Are there any safe harbors?  The bill would provide for the development of self-regulatory safe harbor programs administered by non-governmental organizations under the supervision of the FTC.  However, compliance with a safe harbor program would not relieve a covered entity of the obligation to comply with the bill’s security, accountability, and privacy by design provisions.  In addition, entities that would otherwise be covered under the bill would be exempt to the extent that they are subject to provisions of other enumerated federal laws, including the Right to Financial Privacy Act, FCRA, the Fair Debt Collection Practices Act, COPPA, GLBA, FERPA, HIPPA, and section 227 of the Communications Act of 1934.

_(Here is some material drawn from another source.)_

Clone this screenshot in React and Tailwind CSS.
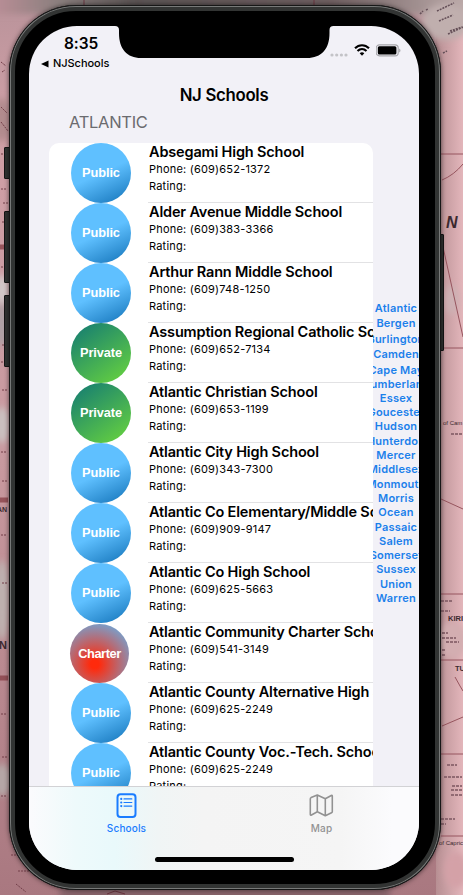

How would the bill be enforced?  Any violation of the bill would be treated as an unfair or deceptive trade practice, enforceable by the Federal Trade Commission.  State attorneys general would be allowed to bring a civil action enforce the bill’s provisions if the interests of state residents are adversely affected, but any civil action brought by the FTC would preempt the enforcement powers of the state attorneys general.  The bill would provide for civil damages for violations of the security, accountability, privacy by design, transparent notice, and individual participation provisions of up to $33,000 per day of non-compliance or per individual that the entity failed to obtain consent from, up to a maximum of $6 million for any “related series of violations.”  The bill would not provide a private right of action.

Does the bill preempt state laws?  The bill would preempt state laws relating to the collection, use, or disclosure of covered information or PII.  However, the bill would specifically preserve state laws regarding the collection, use, or disclosure of health or financial information, as well as state laws relating to acts of fraud.